I had the idea, which you implemented above, of just overriding the get/setprop un the scripts. I guess taking that Sudafed might pay off in more ways than one. Ultimately what I'd like to have is an implementation of something like the jUnit/xUnit/nUnit testing frameworks. Tonight's goal will be to hack out a rough implementation that allows for isolation of the property tree.

Integration & Adoption

Unit testing support in Nasal would certainly be beneficial - but it would need to be added to FG at a library-level, i.e. in $FG_ROOT/Nasal, so that people have to use it, and have an advantage when using it - sort of like the RoR example you mentioned previously.

I could see that being useful for many things, even outside aircraft development - but thinking in th most generic terms, we need to find a compromise that will not just work for specialists who have a decade of unit testing experience, but also our average aircraft developers.

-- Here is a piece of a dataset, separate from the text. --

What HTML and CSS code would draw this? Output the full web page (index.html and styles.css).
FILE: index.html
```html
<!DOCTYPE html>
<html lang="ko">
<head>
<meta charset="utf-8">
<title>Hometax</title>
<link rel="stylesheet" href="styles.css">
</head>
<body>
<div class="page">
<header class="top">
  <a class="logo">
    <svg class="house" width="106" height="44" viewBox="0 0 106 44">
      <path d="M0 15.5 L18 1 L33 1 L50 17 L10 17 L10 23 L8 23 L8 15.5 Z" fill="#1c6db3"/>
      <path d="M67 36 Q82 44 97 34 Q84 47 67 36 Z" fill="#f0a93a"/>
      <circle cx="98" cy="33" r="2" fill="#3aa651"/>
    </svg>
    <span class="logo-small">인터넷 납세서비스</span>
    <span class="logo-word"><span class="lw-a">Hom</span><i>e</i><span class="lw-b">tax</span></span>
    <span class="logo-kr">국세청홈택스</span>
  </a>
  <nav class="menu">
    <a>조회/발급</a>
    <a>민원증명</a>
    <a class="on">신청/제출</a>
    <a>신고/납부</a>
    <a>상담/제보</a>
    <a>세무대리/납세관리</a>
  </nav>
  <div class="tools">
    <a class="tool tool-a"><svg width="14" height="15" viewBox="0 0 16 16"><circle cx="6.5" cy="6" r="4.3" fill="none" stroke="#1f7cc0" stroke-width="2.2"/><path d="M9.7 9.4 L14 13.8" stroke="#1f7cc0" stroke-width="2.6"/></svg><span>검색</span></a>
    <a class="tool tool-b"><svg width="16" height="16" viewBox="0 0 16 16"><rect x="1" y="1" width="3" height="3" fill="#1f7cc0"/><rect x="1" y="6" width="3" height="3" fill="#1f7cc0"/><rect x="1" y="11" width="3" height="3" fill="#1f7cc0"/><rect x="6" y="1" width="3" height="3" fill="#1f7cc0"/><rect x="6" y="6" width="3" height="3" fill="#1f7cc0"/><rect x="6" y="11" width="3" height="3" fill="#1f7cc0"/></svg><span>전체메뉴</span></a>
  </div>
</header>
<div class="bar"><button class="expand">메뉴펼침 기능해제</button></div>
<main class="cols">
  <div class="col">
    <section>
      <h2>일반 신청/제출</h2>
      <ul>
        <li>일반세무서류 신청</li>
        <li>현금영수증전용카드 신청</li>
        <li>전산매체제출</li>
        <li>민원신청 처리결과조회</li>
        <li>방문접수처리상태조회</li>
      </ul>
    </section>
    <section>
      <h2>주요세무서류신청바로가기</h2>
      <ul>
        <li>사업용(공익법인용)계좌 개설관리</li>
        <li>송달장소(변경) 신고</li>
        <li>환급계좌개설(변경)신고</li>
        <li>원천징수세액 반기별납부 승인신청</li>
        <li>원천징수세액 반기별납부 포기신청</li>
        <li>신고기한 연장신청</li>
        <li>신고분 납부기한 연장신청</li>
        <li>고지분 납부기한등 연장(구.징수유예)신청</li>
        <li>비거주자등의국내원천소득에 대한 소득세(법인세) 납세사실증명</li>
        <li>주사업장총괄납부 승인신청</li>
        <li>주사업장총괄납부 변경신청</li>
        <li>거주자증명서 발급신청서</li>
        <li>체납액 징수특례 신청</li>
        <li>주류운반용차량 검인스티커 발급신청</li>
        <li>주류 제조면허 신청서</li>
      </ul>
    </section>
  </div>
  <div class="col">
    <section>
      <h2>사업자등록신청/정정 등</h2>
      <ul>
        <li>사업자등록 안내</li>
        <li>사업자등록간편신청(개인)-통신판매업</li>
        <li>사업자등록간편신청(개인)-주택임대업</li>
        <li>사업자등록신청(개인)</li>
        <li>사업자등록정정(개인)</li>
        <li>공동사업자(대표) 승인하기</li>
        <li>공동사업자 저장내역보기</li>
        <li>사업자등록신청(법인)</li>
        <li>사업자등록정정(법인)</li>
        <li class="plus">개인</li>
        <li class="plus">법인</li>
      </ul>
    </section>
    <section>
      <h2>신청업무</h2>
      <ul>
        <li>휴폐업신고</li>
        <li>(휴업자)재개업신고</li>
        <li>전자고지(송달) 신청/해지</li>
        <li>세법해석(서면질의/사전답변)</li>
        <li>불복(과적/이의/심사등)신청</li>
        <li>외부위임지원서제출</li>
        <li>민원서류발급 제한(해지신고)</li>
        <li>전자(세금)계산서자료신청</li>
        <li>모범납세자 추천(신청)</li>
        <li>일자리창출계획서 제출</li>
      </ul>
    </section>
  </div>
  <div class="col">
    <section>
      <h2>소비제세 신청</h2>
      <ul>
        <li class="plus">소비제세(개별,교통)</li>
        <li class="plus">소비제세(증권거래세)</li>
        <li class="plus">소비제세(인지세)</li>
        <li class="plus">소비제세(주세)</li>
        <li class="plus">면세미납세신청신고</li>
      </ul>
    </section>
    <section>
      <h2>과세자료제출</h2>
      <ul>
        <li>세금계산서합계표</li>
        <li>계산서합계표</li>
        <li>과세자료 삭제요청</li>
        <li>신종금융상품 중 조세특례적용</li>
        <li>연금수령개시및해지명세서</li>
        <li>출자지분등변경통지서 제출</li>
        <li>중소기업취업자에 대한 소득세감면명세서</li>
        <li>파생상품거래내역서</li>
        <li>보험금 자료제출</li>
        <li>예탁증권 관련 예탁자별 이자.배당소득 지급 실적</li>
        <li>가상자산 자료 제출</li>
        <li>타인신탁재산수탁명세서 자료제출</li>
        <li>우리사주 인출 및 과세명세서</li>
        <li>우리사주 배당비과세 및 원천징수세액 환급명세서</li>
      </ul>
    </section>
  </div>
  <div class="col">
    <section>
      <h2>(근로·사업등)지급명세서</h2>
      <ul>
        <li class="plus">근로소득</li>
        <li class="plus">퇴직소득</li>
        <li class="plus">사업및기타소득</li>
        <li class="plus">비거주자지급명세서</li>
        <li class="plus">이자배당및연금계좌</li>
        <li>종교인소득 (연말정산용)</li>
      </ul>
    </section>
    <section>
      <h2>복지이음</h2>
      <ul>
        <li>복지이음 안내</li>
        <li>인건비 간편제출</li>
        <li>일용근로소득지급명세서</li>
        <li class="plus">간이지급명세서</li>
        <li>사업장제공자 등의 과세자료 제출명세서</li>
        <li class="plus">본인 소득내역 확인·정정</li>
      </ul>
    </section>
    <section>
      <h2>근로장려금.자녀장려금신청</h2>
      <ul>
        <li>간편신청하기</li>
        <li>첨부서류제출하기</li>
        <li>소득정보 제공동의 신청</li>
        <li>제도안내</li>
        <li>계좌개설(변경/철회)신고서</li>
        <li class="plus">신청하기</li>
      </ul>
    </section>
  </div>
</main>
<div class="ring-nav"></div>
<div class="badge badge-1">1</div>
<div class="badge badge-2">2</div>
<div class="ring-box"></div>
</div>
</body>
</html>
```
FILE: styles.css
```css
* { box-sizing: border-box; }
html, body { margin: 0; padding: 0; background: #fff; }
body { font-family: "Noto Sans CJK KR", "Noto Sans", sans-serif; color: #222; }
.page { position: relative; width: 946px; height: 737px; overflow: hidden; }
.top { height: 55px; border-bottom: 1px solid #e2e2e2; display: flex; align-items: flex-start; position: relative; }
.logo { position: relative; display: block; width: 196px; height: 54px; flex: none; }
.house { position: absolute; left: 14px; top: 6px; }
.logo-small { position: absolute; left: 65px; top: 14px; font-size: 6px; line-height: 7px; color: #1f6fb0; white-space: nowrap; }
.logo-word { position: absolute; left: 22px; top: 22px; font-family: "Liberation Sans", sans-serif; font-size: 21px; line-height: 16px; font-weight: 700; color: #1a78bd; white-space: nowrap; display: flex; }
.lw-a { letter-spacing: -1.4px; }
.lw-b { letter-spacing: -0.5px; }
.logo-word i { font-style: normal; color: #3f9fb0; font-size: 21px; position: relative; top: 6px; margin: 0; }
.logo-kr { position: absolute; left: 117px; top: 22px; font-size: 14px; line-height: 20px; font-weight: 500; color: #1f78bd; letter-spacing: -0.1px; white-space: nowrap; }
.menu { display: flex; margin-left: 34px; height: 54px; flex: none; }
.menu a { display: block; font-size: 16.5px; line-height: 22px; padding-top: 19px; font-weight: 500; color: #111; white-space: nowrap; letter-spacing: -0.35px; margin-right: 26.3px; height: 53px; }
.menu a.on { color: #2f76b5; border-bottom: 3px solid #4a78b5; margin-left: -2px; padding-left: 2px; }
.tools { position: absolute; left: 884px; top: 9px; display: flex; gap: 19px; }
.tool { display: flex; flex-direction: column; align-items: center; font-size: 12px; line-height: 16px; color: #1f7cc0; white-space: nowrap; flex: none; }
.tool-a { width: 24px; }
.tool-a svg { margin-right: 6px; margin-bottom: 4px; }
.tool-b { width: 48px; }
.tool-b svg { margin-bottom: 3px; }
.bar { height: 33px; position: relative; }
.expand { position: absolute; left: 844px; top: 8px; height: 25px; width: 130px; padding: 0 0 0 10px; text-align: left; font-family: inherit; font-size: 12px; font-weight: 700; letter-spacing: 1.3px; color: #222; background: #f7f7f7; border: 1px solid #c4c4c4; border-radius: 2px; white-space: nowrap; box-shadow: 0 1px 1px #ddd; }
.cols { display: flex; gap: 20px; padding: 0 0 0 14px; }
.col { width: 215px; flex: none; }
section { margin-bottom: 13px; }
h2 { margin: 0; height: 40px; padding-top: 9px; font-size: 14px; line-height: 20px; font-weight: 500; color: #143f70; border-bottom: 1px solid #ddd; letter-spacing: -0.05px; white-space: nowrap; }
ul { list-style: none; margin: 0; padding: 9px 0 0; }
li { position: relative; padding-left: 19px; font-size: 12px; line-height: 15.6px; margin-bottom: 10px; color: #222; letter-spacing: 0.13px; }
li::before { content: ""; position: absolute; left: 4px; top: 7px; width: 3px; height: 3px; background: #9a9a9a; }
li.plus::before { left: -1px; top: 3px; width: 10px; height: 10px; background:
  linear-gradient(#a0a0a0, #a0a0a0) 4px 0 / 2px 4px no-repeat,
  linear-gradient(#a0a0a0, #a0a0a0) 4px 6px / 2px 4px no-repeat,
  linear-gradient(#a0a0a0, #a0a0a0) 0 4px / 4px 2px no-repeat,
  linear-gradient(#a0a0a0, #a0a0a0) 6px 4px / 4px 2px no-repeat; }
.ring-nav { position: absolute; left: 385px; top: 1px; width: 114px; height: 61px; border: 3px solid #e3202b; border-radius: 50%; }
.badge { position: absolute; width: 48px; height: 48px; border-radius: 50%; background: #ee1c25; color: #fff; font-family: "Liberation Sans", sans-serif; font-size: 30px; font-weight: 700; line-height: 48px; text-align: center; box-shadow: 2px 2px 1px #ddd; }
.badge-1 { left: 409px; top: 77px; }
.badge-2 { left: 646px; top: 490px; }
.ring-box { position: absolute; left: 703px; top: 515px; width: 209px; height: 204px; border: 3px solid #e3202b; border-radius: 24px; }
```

Scripting-wise, I think we really only got a handful of people here who regularly write Nasal code and who would also see the merits and potentially adopt the system.

People would only be likely to actually use that if they have a corresponding developers background, so it would need to be designed right into the framework and touch lots of places in $FG_ROOT and $FG_AIRCRAFT - I only see a handful of aircraft developers here who would go that route and actually have the mental capacity, and developer mentality to see the merits here.

Probably,a handful of people would be able to use it, but if it's well documented, and if it actually supports features not provided otherwise, it could gain traction - so it would need to be more compelling than the current workflow obviously.


A unit testing framework is definitely going to be useful for $FG_ROOT as a whole, not just aircraft/instrument developers. Obviously, one of the first steps will be documenting the whole thing with tutorials, so that people can start adopting it.